Western Canada Housing Bubble an Exaggeration
The other day we published an article from the Ottawa Business Journal which implied that there is a housing bubble in Edmonton and especially Calgary and Vancouver, based on a report from TD Canada. Well we found a new article with some more information on that report that refutes the idea that Edmonton's bubble is about to burst. Funny how the media loves to blow things out of proportion. Of course, we didn't agree with the bubble theory and now I feel a certain sense of vindication. The best little bit of info from the article, to put everything into perspective is this:
"Payments on an average Edmonton home, with a 75-per-cent mortgage over a 25-year term, still consume only 18 per cent of a median family income -- compared to 24 per cent in Calgary and 50 per cent in Vancouver." This is a great article, worth a read with opinions expressed from a number of industry experts. Here is the complete article:
Bank report sees Edmonton as affordable despite demand
Ron Chalmers, The Edmonton Journal
Published: Friday, September 01, 2006
EDMONTON - Edmonton home prices will keep rising, but gradually, and are unlikely to fall says a major TD Economics report.
"There are concrete signs that the U. S. housing market is falling back to earth," Craig Alexander, TD's deputy chief economist wrote in the report, released Thursday. "This has led to concerns that Canada might have a similar experience."
But Canadian prices "have generally lacked the degree of speculation" seen in the U. S., he wrote.
Calgary and Vancouver do present "the possibility of a pullback in prices at some point in the future," Alexander cautioned. Edmonton is also experiencing explosive price growth, he wrote, "but affordability remains high."
Alexander said he expects Alberta's high immigration and low unemployment to sustain the demand for housing. More new homes and resale listings will dampen future price shocks but will not cause prices to fall, he predicted.
Alexander traced the recent spike in Edmonton resale home prices -- up 31 per cent this July from last July -- to inventory shortages.
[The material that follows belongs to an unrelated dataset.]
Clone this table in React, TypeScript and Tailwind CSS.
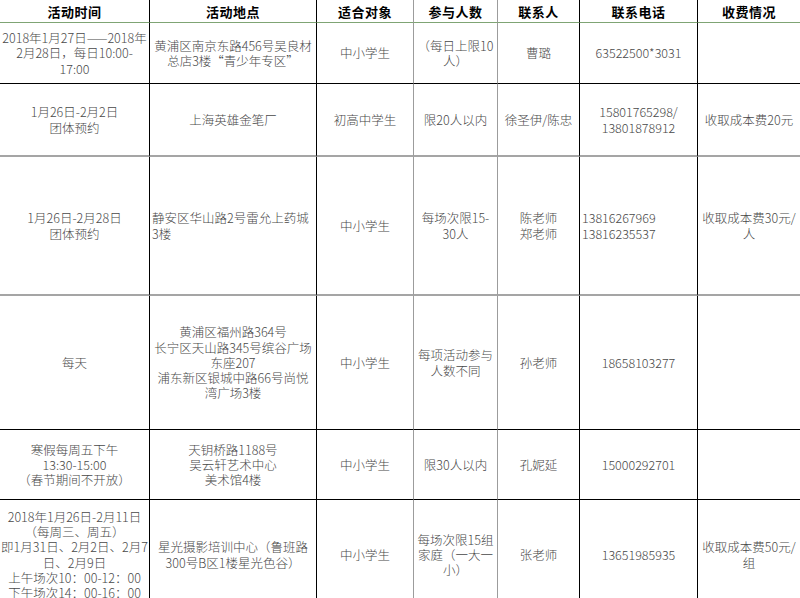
import React from "react";

type Cell = { lines: string[]; left?: boolean };
type Row = { bottom: string; cells: Cell[] };

const colRight = [
  "border-r border-r-black",
  "border-r border-r-black",
  "border-r border-r-[#9c9c9c]",
  "border-r border-r-[#9c9c9c]",
  "border-r border-r-black",
  "border-r border-r-black",
  "",
];

const c = (...lines: string[]): Cell => ({ lines });
const l = (...lines: string[]): Cell => ({ lines, left: true });

const header = ["活动时间", "活动地点", "适合对象", "参与人数", "联系人", "联系电话", "收费情况"];

const rows: Row[] = [
  {
    bottom: "border-b border-b-black",
    cells: [
      c("2018年1月27日——2018年", "2月28日，每日10:00-", "17:00"),
      c("黄浦区南京东路456号吴良材", "总店3楼“青少年专区”"),
      c("中小学生"),
      c("（每日上限10", "人）"),
      c("曹璐"),
      c("63522500*3031"),
      c(),
    ],
  },
  {
    bottom: "border-b-2 border-b-[#a5a5a5]",
    cells: [
      c("1月26日-2月2日", "团体预约"),
      c("上海英雄金笔厂"),
      c("初高中学生"),
      c("限20人以内"),
      c("徐圣伊/陈忠"),
      c("15801765298/", "13801878912"),
      c("收取成本费20元"),
    ],
  },
  {
    bottom: "border-b-2 border-b-[#a5a5a5]",
    cells: [
      c("1月26日-2月28日", "团体预约"),
      l("静安区华山路2号雷允上药城", "3楼"),
      c("中小学生"),
      c("每场次限15-", "30人"),
      c("陈老师", "郑老师"),
      l("13816267969", "13816235537"),
      c("收取成本费30元/", "人"),
    ],
  },
  {
    bottom: "border-b border-b-black",
    cells: [
      c("每天"),
      c("黄浦区福州路364号", "长宁区天山路345号缤谷广场", "东座207", "浦东新区银城中路66号尚悦", "湾广场3楼"),
      c("中小学生"),
      c("每项活动参与", "人数不同"),
      c("孙老师"),
      c("18658103277"),
      c(),
    ],
  },
  {
    bottom: "border-b border-b-black",
    cells: [
      c("寒假每周五下午", "13:30-15:00", "（春节期间不开放）"),
      c("天钥桥路1188号", "吴云轩艺术中心", "美术馆4楼"),
      c("中小学生"),
      c("限30人以内"),
      c("孔妮延"),
      c("15000292701"),
      c(),
    ],
  },
  {
    bottom: "border-b border-b-black",
    cells: [
      c(
        "2018年1月26日-2月11日",
        "（每周三、周五）",
        "即1月31日、2月2日、2月7",
        "日、2月9日",
        "上午场次10：00-12：00",
        "下午场次14：00-16：00"
      ),
      c("星光摄影培训中心（鲁班路", "300号B区1楼星光色谷）"),
      c("中小学生"),
      c("每场次限15组", "家庭（一大一", "小）"),
      c("张老师"),
      c("13651985935"),
      c("收取成本费50元/", "组"),
    ],
  },
];

export default function App() {
  return (
    <div
      className="w-[800px] h-[598px] overflow-hidden bg-white"
      style={{ fontFamily: '"Noto Sans CJK SC", "Liberation Sans", sans-serif' }}
    >
      <div className="grid grid-cols-[150px_167px_97px_84px_82px_118px_102px] grid-rows-[23px_61px_73px_139px_134px_70px_110px]">
        {header.map((h, i) => (
          <div
            key={"h" + i}
            className={
              "flex items-center justify-center border-b border-b-[#7fa474] text-[13px] font-bold text-black leading-none tracking-[0.5px] " +
              colRight[i]
            }
          >
            {h}
          </div>
        ))}
        {rows.map((row, ri) =>
          row.cells.map((cell, ci) => (
            <div
              key={ri + "-" + ci}
              className={
                "flex flex-col justify-center px-[2px] text-[12.5px] leading-[15.3px] font-light text-[#484848] " +
                (cell.left ? "items-start " : "items-center text-center ") +
                row.bottom +
                " " +
                colRight[ci]
              }
            >
              {cell.lines.map((t, k) => (
                <div key={k} className="whitespace-nowrap">
                  {t}
                </div>
              ))}
            </div>
          ))
        )}
      </div>
    </div>
  );
}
"The best thing that could happen is the market moving into better balance, and this is starting to happen," he said, citing "a frenzy of housing starts."
Alexander expects prices now to rise slowly toward "a soft landing" of the boom -- with no bust.
Although Edmonton prices have risen faster than rents and incomes, they still score well on the "affordability index," he noted.
Payments on an average Edmonton home, with a 75-per-cent mortgage over a 25-year term, still consume only 18 per cent of a median family income -- compared to 24 per cent in Calgary and 50 per cent in Vancouver.
Alexander suggested that anyone considering a home purchase should balance the low risk of prices falling against the opposite risk that prices will continue to rise -- while a potential buyer remains out of the market.
"It's a question of affordability, and Edmonton is still extremely affordable for people of average incomes," he said -- although rising prices have shut out lower-income earners.
Vinay Bhardwaj, a market analyst with Canada Mortgage and Housing Corporation, agreed that "prices will continue to go up, but not at the pace we have seen over the past few months."
The Alberta economy will sustain strong demand, he said, while rising supply will restrain price increases.
Madeline Sarafinchan, president of the Edmonton Real Estate Board, said increases already are moderating. While average Edmonton prices rose 31 per cent in the past 12 months, they rose only 1.5 per cent in the past one month, she said.
"It is a little slower, and I think that will continue."
Bhardwaj and Sarafinchan both noted that higher costs are shifting the market mix, with more first-time buyers looking at condominiums rather than single-detached houses.
Affordability has been further enhanced by financial institutions now offering 30 and 35-year mortgages.
Such long-term commitments are prudent, given Alberta's long-term economic outlook, said ATB spokesman Brian Countryman.
"We see nothing on the horizon to suggest that our economy is in jeopardy," he said.
Edmonton house prices are unlikely to fall because planned energy developments will attract workers, and "people coming to Alberta will need homes," Countryman said.